The Tension Between Quantity and Quality
Sometimes your system holds two different definitions of success — one that says safety comes from completing everything, another that says safety comes from making everything flawless.
Over-functioning carries the wisdom of comprehensiveness, the intelligence of knowing that leaving things undone can create vulnerability. It says: Cover all the bases. Handle every detail. Sometimes safety lives in making sure nothing falls through the cracks.
Perfectionism holds the wisdom of excellence, the intelligence of knowing that quality can prevent criticism and create lasting value. It says: Do it right the first time. Standards matter. Sometimes safety lives in being beyond reproach.
Both responses learned their strategies when you needed exactly that kind of protection. Over-functioning learned that being thorough could prevent problems and disappointment. Perfectionism learned that being excellent could earn approval and avoid shame.
When they both activate, it can feel like being caught between two impossible standards — the exhaustion of trying to do everything and the paralysis of trying to do everything perfectly, the fear of missing something important and the fear of doing something poorly.
This tension isn't about being a workaholic or a perfectionist. It's your system trying to honor both responsibility and quality in a world that often demands both simultaneously.
Gentle Reflection
What if the struggle between doing everything and doing everything perfectly isn't a character flaw, but evidence of how much you care about both contribution and craftsmanship?
Over-functioning isn't about being controlling — it's about being thorough. Perfectionism isn't about being neurotic — it's about caring deeply about quality. Both responses come from a desire to do right by others and yourself.
Your system learned that sometimes safety requires handling all the pieces, and sometimes it requires polishing each piece until it shines. Both impulses reflect deep integrity about your work and relationships.
The goal isn't to never be comprehensive or never care about quality, but to develop the wisdom to know when "good enough" serves you better than "everything perfect."
Journal Prompts
When do you notice the drive to handle everything on your plate? What is that response trying to prevent or ensure?
When do you feel the pull to perfect and refine endlessly?
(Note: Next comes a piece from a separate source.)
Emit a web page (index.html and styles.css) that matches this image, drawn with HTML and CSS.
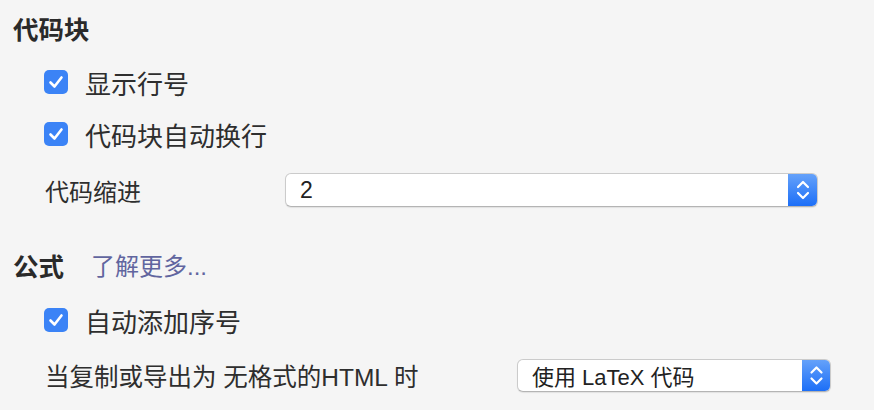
FILE: index.html
```html
<!DOCTYPE html>
<html lang="zh">
<head>
<meta charset="utf-8">
<link rel="stylesheet" href="styles.css">
</head>
<body>
<div class="page">
  <div class="heading h1">代码块</div>
  <div class="row check-row r1">
    <span class="checkbox"><svg viewBox="0 0 24 24" width="24" height="24"><path d="M6.5 12.5 L10.5 16.5 L17.5 7.5" fill="none" stroke="#fff" stroke-width="2.6" stroke-linecap="round" stroke-linejoin="round"/></svg></span>
    <span class="label">显示行号</span>
  </div>
  <div class="row check-row r2">
    <span class="checkbox"><svg viewBox="0 0 24 24" width="24" height="24"><path d="M6.5 12.5 L10.5 16.5 L17.5 7.5" fill="none" stroke="#fff" stroke-width="2.6" stroke-linecap="round" stroke-linejoin="round"/></svg></span>
    <span class="label">代码块自动换行</span>
  </div>
  <div class="row select-row r3">
    <span class="field-label w1">代码缩进</span>
    <div class="select s1">
      <span class="select-text">2</span>
      <span class="stepper"><svg viewBox="0 0 30 34" width="30" height="34"><path d="M10 14 L15 9 L20 14" fill="none" stroke="#fff" stroke-width="2.2" stroke-linecap="round" stroke-linejoin="round"/><path d="M10 20 L15 25 L20 20" fill="none" stroke="#fff" stroke-width="2.2" stroke-linecap="round" stroke-linejoin="round"/></svg></span>
    </div>
  </div>
  <div class="heading h2">公式<a class="link">了解更多...</a></div>
  <div class="row check-row r4">
    <span class="checkbox"><svg viewBox="0 0 24 24" width="24" height="24"><path d="M6.5 12.5 L10.5 16.5 L17.5 7.5" fill="none" stroke="#fff" stroke-width="2.6" stroke-linecap="round" stroke-linejoin="round"/></svg></span>
    <span class="label">自动添加序号</span>
  </div>
  <div class="row select-row r5">
    <span class="field-label w2">当复制或导出为 无格式的HTML 时</span>
    <div class="select s2">
      <span class="select-text t2">使用 LaTeX 代码</span>
      <span class="stepper"><svg viewBox="0 0 29 33" width="29" height="33"><path d="M9.5 13.5 L14.5 8.5 L19.5 13.5" fill="none" stroke="#fff" stroke-width="2.2" stroke-linecap="round" stroke-linejoin="round"/><path d="M9.5 19.5 L14.5 24.5 L19.5 19.5" fill="none" stroke="#fff" stroke-width="2.2" stroke-linecap="round" stroke-linejoin="round"/></svg></span>
    </div>
  </div>
</div>
</body>
</html>
```

FILE: styles.css
```css
html, body {
  margin: 0;
  padding: 0;
  background: #f5f5f5;
}
body {
  font-family: "Liberation Sans", "Noto Sans CJK SC", sans-serif;
  color: #2e2e2e;
}
.page {
  padding: 12px 0 0 13px;
  width: 861px;
  height: 398px;
  overflow: hidden;
}
.heading {
  height: 36px;
  line-height: 36px;
  font-size: 25.5px;
  font-weight: 600;
  color: #2a2a2a;
  display: flex;
  align-items: center;
}
.link {
  margin-left: 27px;
  font-weight: normal;
  font-size: 24px;
  color: #61659f;
}
.row {
  display: flex;
  align-items: center;
  height: 36px;
  font-size: 26px;
}
.check-row {
  padding-left: 31px;
}
.checkbox {
  width: 24px;
  height: 24px;
  border-radius: 5px;
  background: #3b83f6;
  display: flex;
  flex: none;
}
.label {
  margin-left: 17px;
}
.select-row {
  padding-left: 32px;
  font-size: 24px;
}
.r1 { margin-top: 16px; }
.r2 { margin-top: 16px; }
.r3 { margin-top: 20px; }
.h2 { margin-top: 41px; }
.r4 { margin-top: 17px; }
.r5 { margin-top: 19px; font-size: 24.5px; }
.field-label {
  flex: none;
}
.w1 { width: 240px; }
.w2 { width: 472px; }
.select {
  display: flex;
  align-items: center;
  background: #fff;
  border: 1px solid #cbcbcb;
  border-bottom-color: #b4b4b4;
  border-radius: 6px;
  box-shadow: 0 1px 1px rgba(0, 0, 0, 0.08);
  box-sizing: border-box;
  overflow: hidden;
}
.s1 { width: 533px; height: 34px; }
.s2 { width: 314px; height: 33px; }
.select-text {
  flex: 1;
  padding-left: 14px;
  font-size: 23px;
  color: #222;
}
.t2 { font-size: 22px; }
.stepper {
  display: flex;
  align-self: stretch;
  background: linear-gradient(#67a3fa, #1a6df7);
  margin: -1px -1px -1px 0;
}
```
What is that impulse hoping to achieve or avoid?
What would sustainable excellence look like — quality work without exhaustion, completion without perfection?
Integration Practice
"The Garden of Priorities"
Imagine your tasks and projects as different plants in a garden.
Some need daily attention (your perfectionism plants) — give these your careful, detailed care.
Some just need regular watering (your completion plants) — tend these simply and move on.
Some can wait for next season (your future plants) — let these rest in the planning stage.
Practice saying: "This deserves my best attention" for some things, and "This deserves my good enough attention" for others.
Let yourself feel the relief of not treating every task like it requires the same level of investment.
Closing Thought
You are not lazy for choosing simplicity over perfection sometimes. You are strategic.
You are not irresponsible for focusing deeply on some things instead of everything. You are wise.
The dance between breadth and depth is not a productivity problem — it's resource management.
Your energy is finite and precious. Not everything deserves your absolute best — but some things do. Trust your ability to discern the difference.